I know that my instant response to someone like Turow (and he’s not alone in his hidebound idiocy) isn’t contempt or a desire to make fool out of him. It’s sadness.

Sadness that he’s missing a great revolution. Sadness that he believes this bright new world filled with possibilities is a dark, horrible, scary place.

It’s not. It’s truly the best of times. And I’m happy that these changes have happened while I can still participate in them. I’m not lamenting the death of the American author. I’m celebrating the life that infuses the industry these days.

I am thrilled at all the changes. I wish everyone else was.

As I said above, you all are wonderful. Great comments last week, great private e-mails and notes on social media. And thank you for the donations as well.

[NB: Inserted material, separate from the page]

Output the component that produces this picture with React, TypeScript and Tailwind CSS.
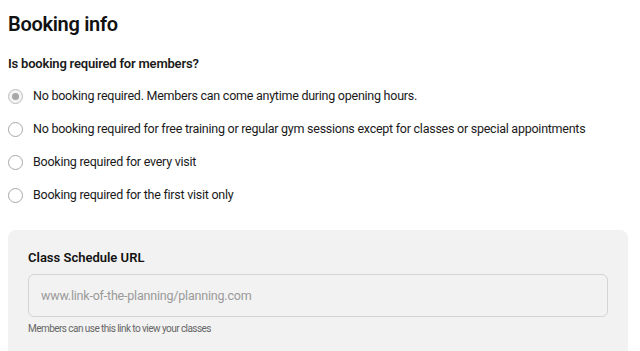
import React, { useState } from 'react';

const options = [
  'No booking required. Members can come anytime during opening hours.',
  'No booking required for free training or regular gym sessions except for classes or special appointments',
  'Booking required for every visit',
  'Booking required for the first visit only',
];

const Radio: React.FC<{ checked: boolean }> = ({ checked }) => (
  <span
    className={`flex h-[15px] w-[15px] shrink-0 items-center justify-center rounded-full border ${
      checked ? 'border-[#bdbdbd] bg-[#f4f4f4]' : 'border-[#a8a8a8] bg-white'
    }`}
  >
    {checked && <span className="h-[7px] w-[7px] rounded-full bg-[#a8a8a8]" />}
  </span>
);

export default function App() {
  const [selected, setSelected] = useState(0);

  return (
    <div
      className="min-h-screen bg-white px-2 pt-[11px] text-[#1a1a1a]"
      style={{ fontFamily: 'Roboto, "Noto Sans", sans-serif' }}
    >
      <h1 className="text-[20px] font-semibold leading-[26px] tracking-[-0.3px] text-[#111]">Booking info</h1>

      <p className="mt-[18px] text-[13px] font-semibold leading-[18px] tracking-[-0.2px]">
        Is booking required for members?
      </p>

      <div className="mt-[14px] flex flex-col gap-[15px]">
        {options.map((label, i) => (
          <label
            key={i}
            className="flex h-[18px] cursor-pointer items-center gap-[10px]"
            onClick={() => setSelected(i)}
          >
            <Radio checked={selected === i} />
            <span className="whitespace-nowrap text-[12.5px] leading-[18px] tracking-[-0.25px]">{label}</span>
          </label>
        ))}
      </div>

      <div className="mt-[26px] mr-[4px] rounded-lg bg-[#f2f2f2] px-5 pb-6 pt-[19px]">
        <p className="text-[13px] font-semibold leading-[18px] text-[#111]">Class Schedule URL</p>
        <input
          type="text"
          placeholder="www.link-of-the-planning/planning.com"
          className="mt-[7px] h-[43px] w-full rounded-md border border-[#d4d4d4] bg-[#f2f2f2] px-3 text-[12.5px] tracking-[-0.2px] text-[#333] outline-none placeholder:text-[#9a9a9a]"
        />
        <p className="mt-[5px] text-[10px] leading-[14px] tracking-[-0.55px] text-[#666]">
          Members can use this link to view your classes
        </p>
      </div>
    </div>
  );
}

I am so busy right now with new deadlines and incredible projects that I’d love to give up sleep, but I can’t. So I’m stealing time from things I normally used to do. I don’t have as much time to answer the comments on the blog, although I read everything. So please continue to comment! And I’m writing double blogs right now, so that I have some in the can for the weeks when I need concentrated fiction-writing time.

Eventually, I’ll get back to the research-heavy blog posts that I need to do for the estate stuff, but right now, I’m deep in three different time-consuming projects, two of which involve research. I’ll get back to the others soon.

This might sound like complaining, but it’s not. I’m thrilled at being this busy. If you had asked me ten years ago what would allow me to do everything I wanted as a writer and still make money, I would have said nothing. I figured I’d have to pick and choose between projects.

Now I’m limited only by time itself.

Very cool.

Again, thank you all for the support. It means so very much.